Joaquim tomava sempre o mesmo iogurte pela manhã. Um dia, viu na televisão um produto com a imagem de um personagem que ele gostava muito. Queria aquele. Quando viu a embalagem do lanche habitual servido pela mãe, desatou num choro. A sequência de meia hora de birra da criança de 3 anos fez a mãe entender o peso da interferência da TV na vida familiar. "A televisão influencia de forma quase definitiva na escolha da criança por mexer com uma camada mais profunda dos seus desejos e ter um impacto 'real' na vida dos pequenos", constata a professora de inglês Isabella Batista, de 26 anos, mãe de Joaquim.
O caso não é exceção. Oitenta por cento das decisões de compra das famílias são influenciadas por crianças, segundo um estudo da TNS/InterScience, de 2013. Em geral, os pequenos pedem produtos alimentícios (92%), seguidos por brinquedos (86%) e roupas (57%).A obesidade infantil relacionada à propaganda atinge crianças do mundo inteiro e já levou a Organização Mundial da Saúde (OMS) a apontar a necessidade da regulação da publicidade de alimentos. Em 2012, durante o congresso World Nutrition 2012, a Organização Pan-Americana da Saúde (Opas) publicou o documento "Recomendações para Promoção e Publicidade de alimentos e bebidas não-alcoólicas para crianças nas Américas".
Além da obesidade – que leva a doenças crônicas como cardiopatias, hipertensão, diabetes e alguns tipos de câncer –, a propaganda infantil também estimula o materialismo, o individualismo e a violência. Pesquisa da Fundação Casa em parceria com a Organização das Nações Unidas (ONU) aponta que mais da metade dos adolescentes internados por conflitos com a lei estão envolvidos em crimes ligados a bens de consumo.
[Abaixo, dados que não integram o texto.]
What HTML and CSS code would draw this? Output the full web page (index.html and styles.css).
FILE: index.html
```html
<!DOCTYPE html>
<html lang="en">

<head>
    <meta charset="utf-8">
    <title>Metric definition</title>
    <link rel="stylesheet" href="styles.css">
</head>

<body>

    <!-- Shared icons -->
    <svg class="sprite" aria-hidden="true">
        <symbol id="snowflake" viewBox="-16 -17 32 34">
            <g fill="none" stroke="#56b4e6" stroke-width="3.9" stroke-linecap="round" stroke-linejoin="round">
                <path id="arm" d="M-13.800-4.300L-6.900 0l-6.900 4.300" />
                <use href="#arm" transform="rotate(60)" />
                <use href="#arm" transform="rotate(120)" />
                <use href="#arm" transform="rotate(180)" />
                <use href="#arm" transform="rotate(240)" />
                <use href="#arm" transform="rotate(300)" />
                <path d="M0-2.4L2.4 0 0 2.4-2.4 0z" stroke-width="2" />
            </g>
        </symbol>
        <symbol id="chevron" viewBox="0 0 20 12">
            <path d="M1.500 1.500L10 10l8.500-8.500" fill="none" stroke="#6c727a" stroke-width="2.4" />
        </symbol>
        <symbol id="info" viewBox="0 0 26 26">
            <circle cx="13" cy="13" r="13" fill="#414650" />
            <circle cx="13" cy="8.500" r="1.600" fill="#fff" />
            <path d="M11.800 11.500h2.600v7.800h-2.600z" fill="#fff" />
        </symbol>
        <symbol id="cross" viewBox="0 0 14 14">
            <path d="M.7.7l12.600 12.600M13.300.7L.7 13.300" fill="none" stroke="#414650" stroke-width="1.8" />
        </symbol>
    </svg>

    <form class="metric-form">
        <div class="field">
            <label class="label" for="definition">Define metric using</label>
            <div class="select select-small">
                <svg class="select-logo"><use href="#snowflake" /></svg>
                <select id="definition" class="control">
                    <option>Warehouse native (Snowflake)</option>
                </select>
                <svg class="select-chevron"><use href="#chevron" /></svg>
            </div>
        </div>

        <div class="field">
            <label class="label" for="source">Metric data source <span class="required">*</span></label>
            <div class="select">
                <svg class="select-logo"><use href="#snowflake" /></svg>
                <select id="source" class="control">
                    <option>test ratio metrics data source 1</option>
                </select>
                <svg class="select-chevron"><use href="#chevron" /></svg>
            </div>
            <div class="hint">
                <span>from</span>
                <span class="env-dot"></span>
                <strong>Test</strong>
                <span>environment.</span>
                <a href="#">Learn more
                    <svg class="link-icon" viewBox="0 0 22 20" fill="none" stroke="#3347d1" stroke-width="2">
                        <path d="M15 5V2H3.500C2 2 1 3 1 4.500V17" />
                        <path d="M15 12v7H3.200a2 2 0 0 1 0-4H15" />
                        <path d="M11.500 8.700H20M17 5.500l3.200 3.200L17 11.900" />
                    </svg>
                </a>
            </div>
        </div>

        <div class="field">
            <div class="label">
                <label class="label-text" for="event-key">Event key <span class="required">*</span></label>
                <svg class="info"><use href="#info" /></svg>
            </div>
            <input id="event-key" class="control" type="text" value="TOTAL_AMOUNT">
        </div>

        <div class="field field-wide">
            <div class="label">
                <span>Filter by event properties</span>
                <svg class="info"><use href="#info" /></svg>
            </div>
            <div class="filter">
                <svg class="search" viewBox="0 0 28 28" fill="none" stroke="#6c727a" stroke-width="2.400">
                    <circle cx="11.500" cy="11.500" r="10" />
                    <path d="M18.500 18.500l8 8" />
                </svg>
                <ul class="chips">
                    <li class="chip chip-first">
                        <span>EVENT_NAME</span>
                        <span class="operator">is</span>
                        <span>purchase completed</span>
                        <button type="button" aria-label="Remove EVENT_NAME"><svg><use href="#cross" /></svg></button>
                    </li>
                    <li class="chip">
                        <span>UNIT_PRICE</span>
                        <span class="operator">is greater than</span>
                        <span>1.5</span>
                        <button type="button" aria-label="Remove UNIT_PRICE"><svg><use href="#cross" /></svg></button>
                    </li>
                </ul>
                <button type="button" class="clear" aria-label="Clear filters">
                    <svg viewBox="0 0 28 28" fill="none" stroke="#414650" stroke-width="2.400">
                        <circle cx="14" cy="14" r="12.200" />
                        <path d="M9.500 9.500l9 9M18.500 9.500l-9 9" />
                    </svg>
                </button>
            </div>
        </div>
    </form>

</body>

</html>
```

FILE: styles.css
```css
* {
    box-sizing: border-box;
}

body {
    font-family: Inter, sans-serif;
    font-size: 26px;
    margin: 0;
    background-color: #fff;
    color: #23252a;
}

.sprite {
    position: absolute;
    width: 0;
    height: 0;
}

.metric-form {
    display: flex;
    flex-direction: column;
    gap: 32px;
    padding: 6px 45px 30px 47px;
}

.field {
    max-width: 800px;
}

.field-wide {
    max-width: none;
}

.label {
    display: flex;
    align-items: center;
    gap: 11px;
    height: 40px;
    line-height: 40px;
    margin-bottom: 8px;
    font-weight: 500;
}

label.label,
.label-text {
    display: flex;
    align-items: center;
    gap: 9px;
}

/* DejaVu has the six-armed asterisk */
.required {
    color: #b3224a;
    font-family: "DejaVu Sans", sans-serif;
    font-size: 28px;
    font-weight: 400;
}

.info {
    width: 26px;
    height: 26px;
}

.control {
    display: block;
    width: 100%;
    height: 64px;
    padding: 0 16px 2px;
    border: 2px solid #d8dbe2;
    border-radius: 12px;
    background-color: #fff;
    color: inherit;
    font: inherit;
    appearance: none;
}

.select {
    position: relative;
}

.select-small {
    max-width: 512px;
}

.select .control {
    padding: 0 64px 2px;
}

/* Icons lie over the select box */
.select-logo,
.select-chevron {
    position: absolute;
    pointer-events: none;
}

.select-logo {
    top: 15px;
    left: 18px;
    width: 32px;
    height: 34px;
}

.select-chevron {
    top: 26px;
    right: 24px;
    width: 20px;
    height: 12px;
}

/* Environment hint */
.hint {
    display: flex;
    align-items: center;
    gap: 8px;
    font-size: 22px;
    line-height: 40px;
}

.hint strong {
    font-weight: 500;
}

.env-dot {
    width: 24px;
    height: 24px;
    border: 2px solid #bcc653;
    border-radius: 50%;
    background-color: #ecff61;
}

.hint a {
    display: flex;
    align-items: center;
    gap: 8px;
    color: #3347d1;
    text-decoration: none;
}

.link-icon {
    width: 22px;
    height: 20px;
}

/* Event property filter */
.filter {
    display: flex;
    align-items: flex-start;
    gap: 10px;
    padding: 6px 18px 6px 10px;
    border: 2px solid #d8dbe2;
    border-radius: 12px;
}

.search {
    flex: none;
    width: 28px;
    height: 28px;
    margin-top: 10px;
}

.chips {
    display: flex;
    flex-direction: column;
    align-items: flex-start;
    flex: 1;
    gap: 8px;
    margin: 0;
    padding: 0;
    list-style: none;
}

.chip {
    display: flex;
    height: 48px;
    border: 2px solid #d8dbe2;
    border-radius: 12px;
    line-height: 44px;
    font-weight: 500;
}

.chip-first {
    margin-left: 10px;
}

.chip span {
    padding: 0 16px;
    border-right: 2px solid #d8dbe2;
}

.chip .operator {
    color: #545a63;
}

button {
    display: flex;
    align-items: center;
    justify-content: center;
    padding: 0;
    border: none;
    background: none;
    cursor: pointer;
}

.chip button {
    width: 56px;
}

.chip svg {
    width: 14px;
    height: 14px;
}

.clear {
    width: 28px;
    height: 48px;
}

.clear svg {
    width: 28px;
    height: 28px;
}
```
Também compõem a lista de problemas causados pelo excesso de publicidade destinada a crianças: o estresse familiar – quando há um desconforto no interior dos lares gerado pelos pedidos sucessivos das crianças e da incapacidade dos pais de atender –, e o endividamento das famílias. "Um total de 64% das mães afirmaram já terem se endividado para agradar os filhos", diz Renato Godoy, do programa Criança e Consumo do Instituto Alana
O Instituto Brasileiro de Defesa do Consumidor (Idec) é contrário a qualquer propaganda dirigida às crianças. "O Idec entende que toda publicidade que tem o público infantil como interlocutor desrespeita o princípio da identificação, pois a criança não tem condições de analisar criticamente o interesse mercadológico que existe por trás da informação direcionada a ela", aponta o instituto. "Por ser hipervulnerável às práticas de marketing, esse público merece especial proteção", considera a advogada do Idec Mariana Ferraz, em texto veiculado na página do instituto.
Legislação
Segundo a publicação Caderno Legislativo: Publicidade Infantil, do projeto Criança e Consumo do Instituto Alana, no Brasil, a publicidade dirigida ao público infantil já pode ser considerada ilegal, apesar de não existir uma norma específica para o tema. Trata-se da interpretação da Constituição Federal, do Estatuto da Criança e do Adolescente (Lei nº 8.069/1990), da Convenção das Nações Unidas sobre as Crianças (Decreto no 99.710/1990), do Código de Defesa do Consumidor (Lei nº 8.078/1990) e da Resolução nº 163, de 13 de março de 2014, do Conselho Nacional dos Direitos da Criança e do Adolescente – Conanda.